Nor does Bohn really explain who is to maintain historical [p.270]standards within “the community of faith.” Indeed how can historical purity be maintained within a church committed to precepts of human freedom and the right of individual choice? There will always be people who probe into discrepancies between the “faithful history” told by the closed community and discordant texts that inevitably make their way into our present world (memory holes have not yet been invented). Given the impossibility of such a task, perhaps the best solution is the present one: let historical pluralism flourish, recognizing that there never was “a story” but many stories open to a multiplicity of interpretations.
One may wonder, however, if Bohn’s version would be satisfactory to Mormon traditionalists. Paradoxically his advocacy of history rising above image-making would be unsettling to some. For Bohn’s version would not only exclude faith-promoting homilies but encourage probing into human cupidities, even in high places. It would also seemingly tie history to a doctrine of human nature, for in his view humankind displays a “general unwillingness” to choose the good and consequently to adhere to a moral life.33 Of course this sounds suspiciously like Calvinism. Yet one of the attractive features of Mormonism has been its exalted view of humankind and the possibilities for eternal development.

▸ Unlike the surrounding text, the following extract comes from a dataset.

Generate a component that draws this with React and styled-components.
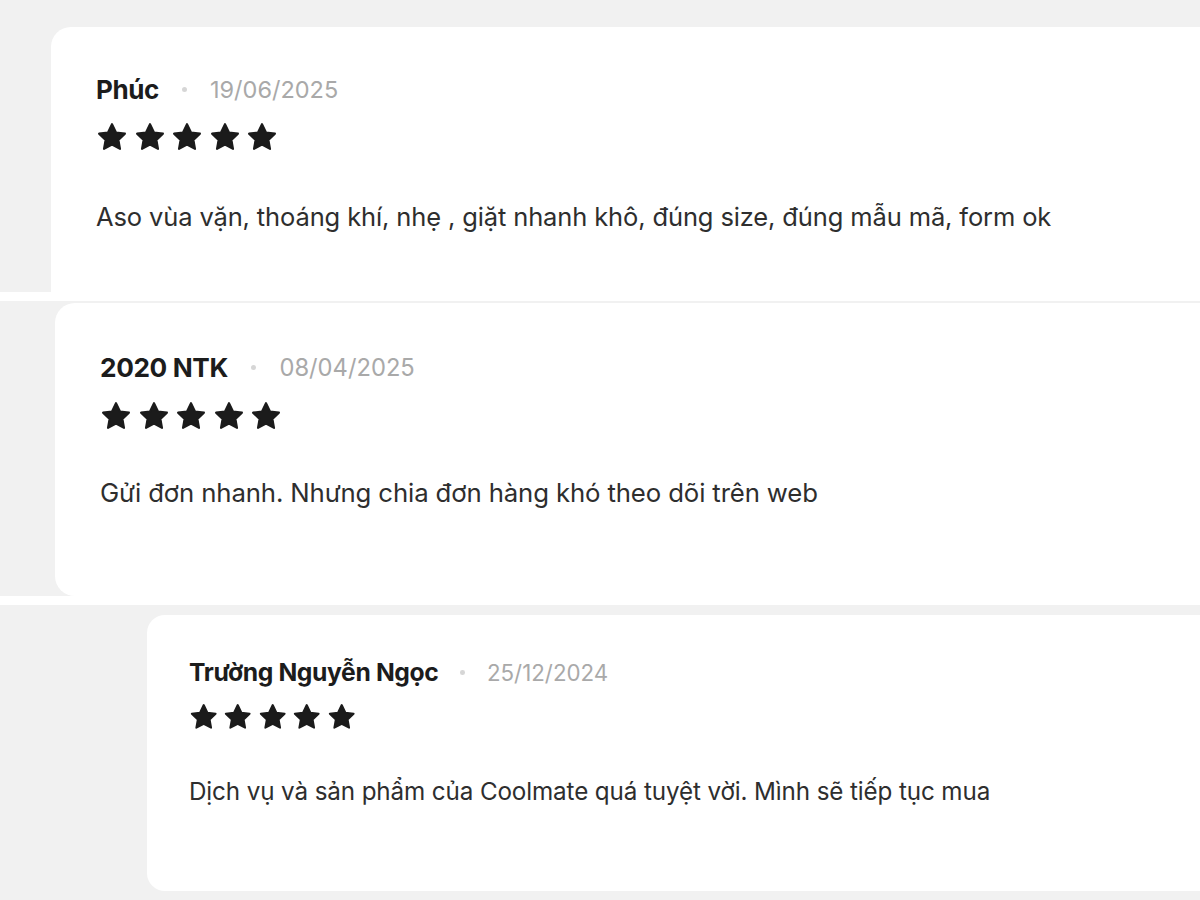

The problem for the practicing historian is not so simple. Human activities are so mixed and muddled that history cannot be often described as a straightforward struggle between good and evil. This is especially true in dealing with collectivities such as nations and religious communities.34 Thus to take but one example from the Mormon past, which Bohn raises, can the Mountain Meadows Massacre be seen from this simple right-versus-wrong paradigm, or would it be more appropriate to view this incident as a tragic predicament in which motives were so twisted and tangled on both sides that no mere historian will ever be capable of a moral assessment? All that is possible is for the historian to construct a narrative of events (recognizing even the finitude of this endeavor) based upon all the sources at his or her disposal.
Of course the idea of the historian as a moral judge has a long (and unfortunate) tradition. It was Lord Acton who most fully developed this attitude in the late nineteenth century. He took this task seriously, even to the point of asserting that we should weigh historical characters on the scales of justice, and if found wanting, they should be defamed for time immemorial as lasting examples for [p.271]other reprobates. If the scales failed to tilt but remained at a position of equipoise, the individual should still be consigned to outer darkness so that firmness be shown, thus demonstrating a commitment to morality.35 It is safe to say that few scholars today would want to delve into the murky waters of moral judgments. Most would undoubtedly agree with the admonition to judge nothing before its time (1 Cor. 4:4-5).
Perhaps the most problematic aspect of Bohn’s model, however, is his advocacy of viewing history “as the stage upon which the power of God will pour forth to abolish in one last and final conflagration the confines of mortality and the forces of darkness.”36 Certainly millennial prophecies are part of Mormon beliefs, but one can reasonably ask why historians should be committed to futuristic projection (chiliastic or otherwise) when the subject matter of history is the past not the present or the future. Bohn’s contention certainly suggests that somehow historians should know about how God has shaped the past and will shape the future. But how can one really know, for example, what role the Holocaust played in the divine scheme of history? Although it is acceptable to argue that God is in all human events, it is not for historians to assign divine significance to those events. Without resorting to wild historicist speculations, we can only say that God’s purposes are woven into the texture of history even though this is invisible to mortal eyes.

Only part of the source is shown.